Table of Contents

    Hands-On Guide to Structured Data Classification

    Structured Data Classification - Hands On Solution

    Run the Cell to import the packages

    
    import pandas as pd
    import numpy as np
    #import dataframe as df
    

    Data Loading Fill in the Command to load your CSV dataset "weather.csv" with pandas

    
    weather = pd.read_csv('weather.csv', sep=',')
    

    Data Analysis

    • Get the shape of the dataset and print it.

    • Get the column names in list and print it.

    • Describe the dataset to understand the basic statistics of the dataset.

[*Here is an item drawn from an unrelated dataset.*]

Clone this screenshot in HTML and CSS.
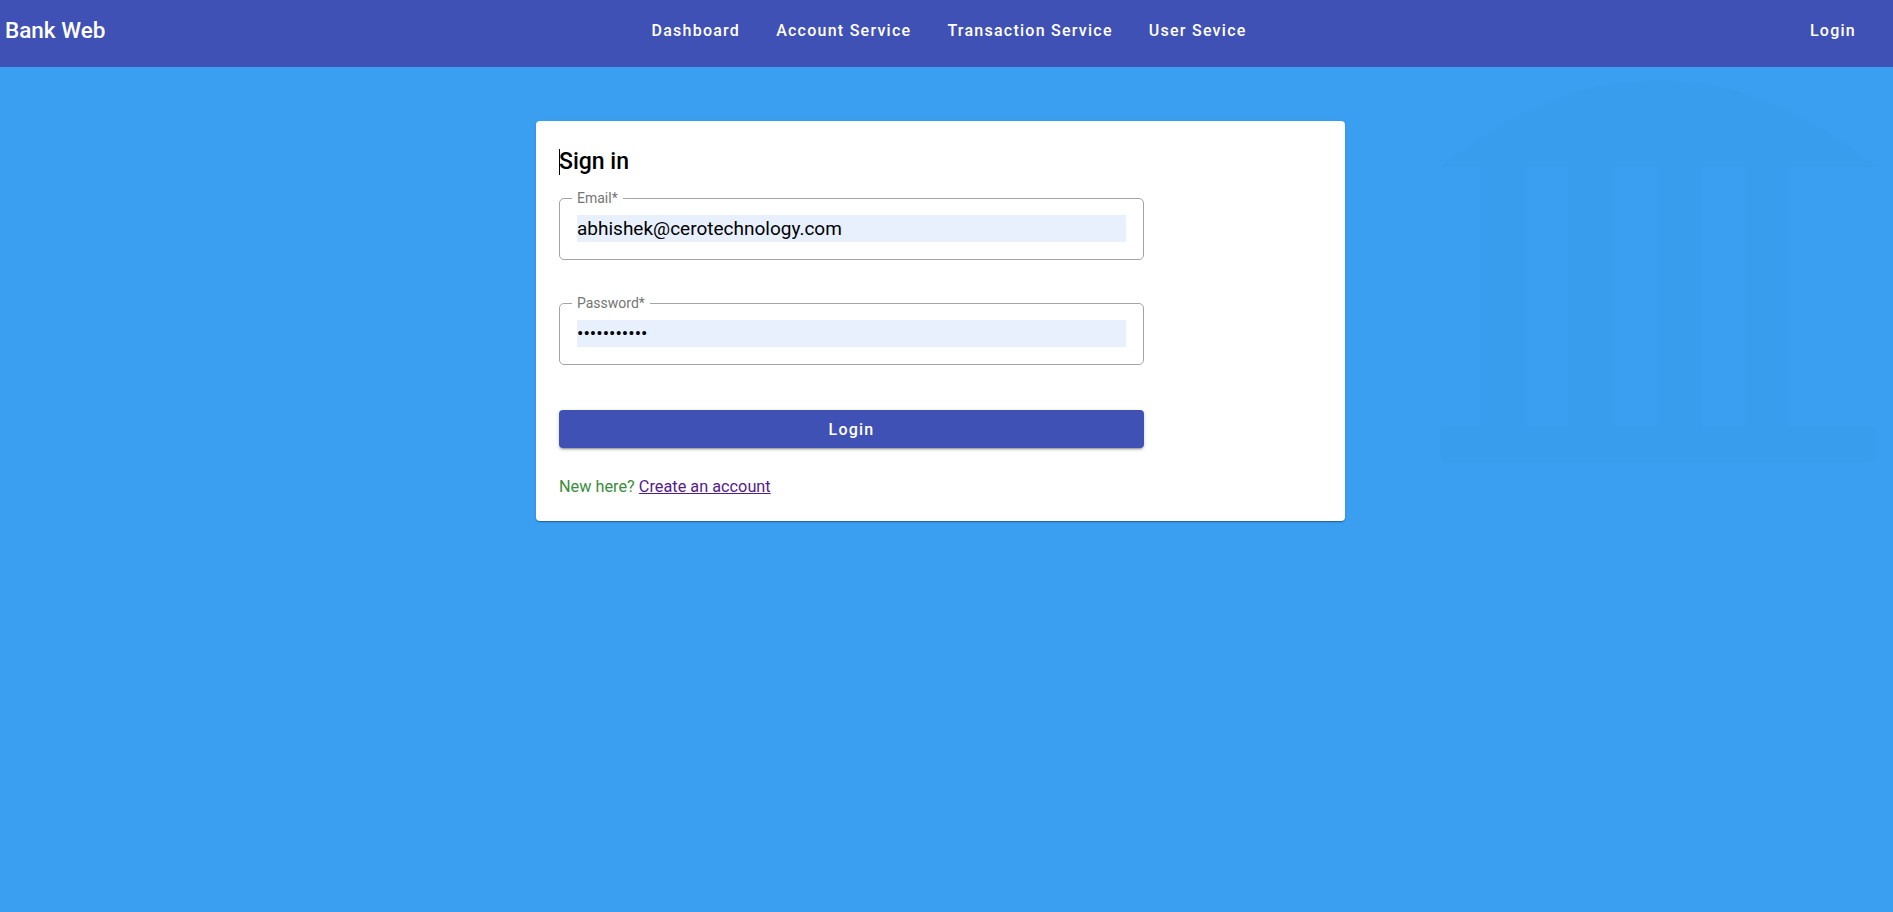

    • Print the first three rows of the dataset

    
    data_size=weather.shape
    
    print(data_size)
    
    weather_col_names = list(weather.columns)
    
    print(weather_col_names)
    
    print(weather.describe())
    
    print(weather.head(3))
    

    Target Identification

    Execute the below cell to identify the target variables. If yes it will Rain Tommorow otherwise it will not Rain.

    
    weather_target=weather['RainTomorrow'] 
    
    print(weather_target)
    

    Feature Identification

    In our case by analyzing the dataset, we can understand that the columns like Date might be irrelevant as they are not dependent on call usage pattern.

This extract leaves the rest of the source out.